How Do I Create a Transition Matrix for This Markov Chain Scenario?

[spence1]

I just discovered this website and want to thank everyone who is willing to contribute some of their time to help me. I appreciate it more than you know

First off, assume that state 1 is Chinese and that state 2 is Greek, and state 3 is Italian.

A student never eats the same kind of food for 2 consecutive weeks. If she eats a Chinese restaurant one week, then she is equally likely to have Greek as Italian food the next week. If she eats a Greek restaurant one week, then she is four times as likely to have Chinese as Italian food the next week. If she eats a Italian restaurant one week, then she is twice as likely to have Chinese as Greek food the next week.

I feel like I am on the right track, but I'm having trouble translating the words to notation (the most important part).
Chinese could be represented by x, Greek by y, and Italian by z, correct?
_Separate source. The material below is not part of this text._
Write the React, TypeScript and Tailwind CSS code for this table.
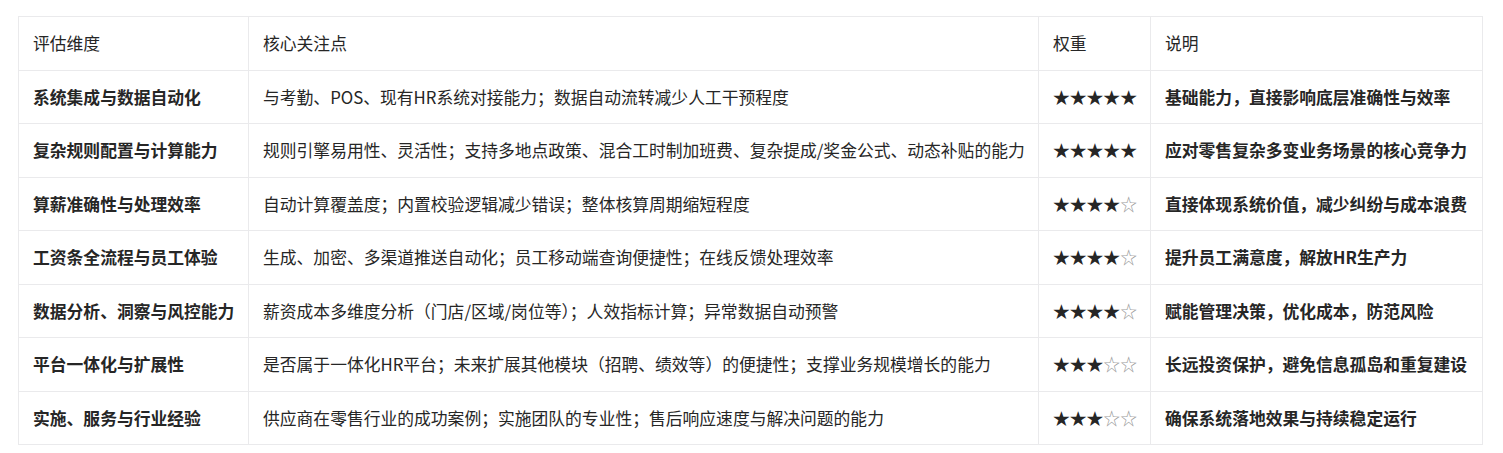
import React from "react";

const rows = [
  ["系统集成与数据自动化", "与考勤、POS、现有HR系统对接能力；数据自动流转减少人工干预程度", "★★★★★", "基础能力，直接影响底层准确性与效率"],
  ["复杂规则配置与计算能力", "规则引擎易用性、灵活性；支持多地点政策、混合工时制加班费、复杂提成/奖金公式、动态补贴的能力", "★★★★★", "应对零售复杂多变业务场景的核心竞争力"],
  ["算薪准确性与处理效率", "自动计算覆盖度；内置校验逻辑减少错误；整体核算周期缩短程度", "★★★★☆", "直接体现系统价值，减少纠纷与成本浪费"],
  ["工资条全流程与员工体验", "生成、加密、多渠道推送自动化；员工移动端查询便捷性；在线反馈处理效率", "★★★★☆", "提升员工满意度，解放HR生产力"],
  ["数据分析、洞察与风控能力", "薪资成本多维度分析（门店/区域/岗位等）；人效指标计算；异常数据自动预警", "★★★★☆", "赋能管理决策，优化成本，防范风险"],
  ["平台一体化与扩展性", "是否属于一体化HR平台；未来扩展其他模块（招聘、绩效等）的便捷性；支撑业务规模增长的能力", "★★★☆☆", "长远投资保护，避免信息孤岛和重复建设"],
  ["实施、服务与行业经验", "供应商在零售行业的成功案例；实施团队的专业性；售后响应速度与解决问题的能力", "★★★☆☆", "确保系统落地效果与持续稳定运行"],
];

const cell = "border border-[#eaeaec] px-[14px] py-[14px] leading-[24.5px] text-left align-middle";

export default function App() {
  return (
    <div
      className="w-[1503px] h-[453px] bg-white pl-[18px] pt-[16px] text-[#262626] text-[16.8px]"
      style={{ fontFamily: '"Noto Sans CJK SC", "Noto Sans", sans-serif' }}
    >
      <table className="table-fixed border-collapse w-[1464px]">
        <colgroup>
          <col className="w-[230px]" />
          <col className="w-[790px]" />
          <col className="w-[112px]" />
          <col className="w-[332px]" />
        </colgroup>
        <thead>
          <tr>
            <th className={cell + " font-normal"}>评估维度</th>
            <th className={cell + " font-normal"}>核心关注点</th>
            <th className={cell + " font-normal"}>权重</th>
            <th className={cell + " font-normal"}>说明</th>
          </tr>
        </thead>
        <tbody>
          {rows.map((r, i) => {
            const filled = r[2].replace(/☆/g, "");
            const empty = r[2].replace(/★/g, "");
            return (
              <tr key={i}>
                <td className={cell + " font-bold whitespace-nowrap"}>{r[0]}</td>
                <td className={cell + " whitespace-nowrap"}>{r[1]}</td>
                <td className={cell + " whitespace-nowrap"}>
                  <span>{filled}</span>
                  <span className="text-[#9a9a9a]">{empty}</span>
                </td>
                <td className={cell + " font-bold whitespace-nowrap"}>{r[3]}</td>
              </tr>
            );
          })}
        </tbody>
      </table>
    </div>
  );
}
And that has to add up to 1?

"If she eats a Greek restaurant one week, then she is four times as likely to have Chinese as Italian food the next week."
(I'm using ... to mean I think that there is something more in the equation)

y=4x...

"If she eats an Italian restaurant one week, then she is twice as likely to have Chinese as Greek food the next week."

z=2x...
So yeah. I kinda get the idea, I kinda don't. I think

 

[Monoxdifly]

"If she eats a Greek restaurant one week, then she is four times as likely to have Chinese as Italian food the next week."
(I'm using ... to mean I think that there is something more in the equation)

y=4x...

"If she eats an Italian restaurant one week, then she is twice as likely to have Chinese as Greek food the next week."

z=2x...

She eats restaurants?

 

[Opalg]

I just discovered this website and want to thank everyone who is willing to contribute some of their time to help me. I appreciate it more than you know

First off, assume that state 1 is Chinese and that state 2 is Greek, and state 3 is Italian.
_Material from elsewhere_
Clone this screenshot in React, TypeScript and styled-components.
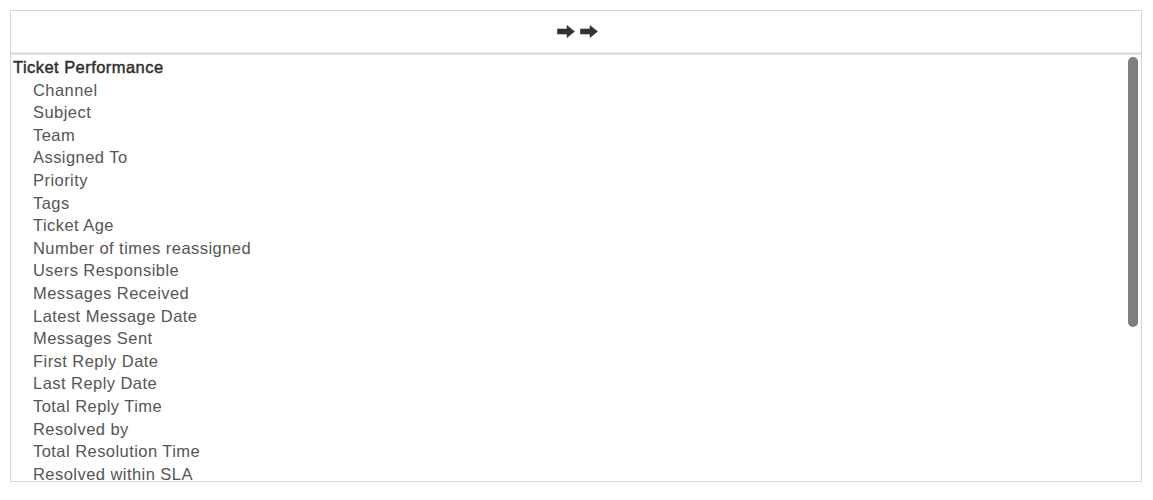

A student never eats the same kind of food for 2 consecutive weeks. If she eats a Chinese restaurant one week, then she is equally likely to have Greek as Italian food the next week. If she eats a Greek restaurant one week, then she is four times as likely to have Chinese as Italian food the next week. If she eats a Italian restaurant one week, then she is twice as likely to have Chinese as Greek food the next week.

I feel like I am on the right track, but I'm having trouble translating the words to notation (the most important part).
Chinese could be represented by x, Greek by y, and Italian by z, correct? And that has to add up to 1?

"If she eats a Greek restaurant one week, then she is four times as likely to have Chinese as Italian food the next week."
(I'm using ... to mean I think that there is something more in the equation)

y=4x...

"If she eats an Italian restaurant one week, then she is twice as likely to have Chinese as Greek food the next week."

z=2x...
So yeah. I kinda get the idea, I kinda don't. I think

In this problem there are three states: Chinese, Greek and Italian. The transition matrix tells you the probability of changing from one state to another. So it will be a $3\times3$ matrix. The rows and columns of the matrix will correspond to the states. So row 1 corresponds to Chinese, row 2 to Greek, and row 3 to Italian, and similarly for the columns. The $(i,j)$-element of the matrix give the probability of changing from state $j$ to state $i$. So for example the $(1,1)$-element of the matrix is the probability of changing from Chinese to Chinese. But the student never eats the same kind of food for 2 consecutive weeks. That tells you that the $(1,1)$-element of the matrix is $0$.

The $(2,1)$-element is the probability of changing from Chinese to Greek, and the $(3,1)$-element is the probability of changing from Chinese to Italian. Those probabilities must add up to $1$, and you are told that they are both equally llikely. So they must both be $\frac12$. The first column of the matrix is therefore $\begin{bmatrix}0 \\ \frac12 \\ \frac12 \end{bmatrix}$.

Now you have to do the same thing for the other two columns.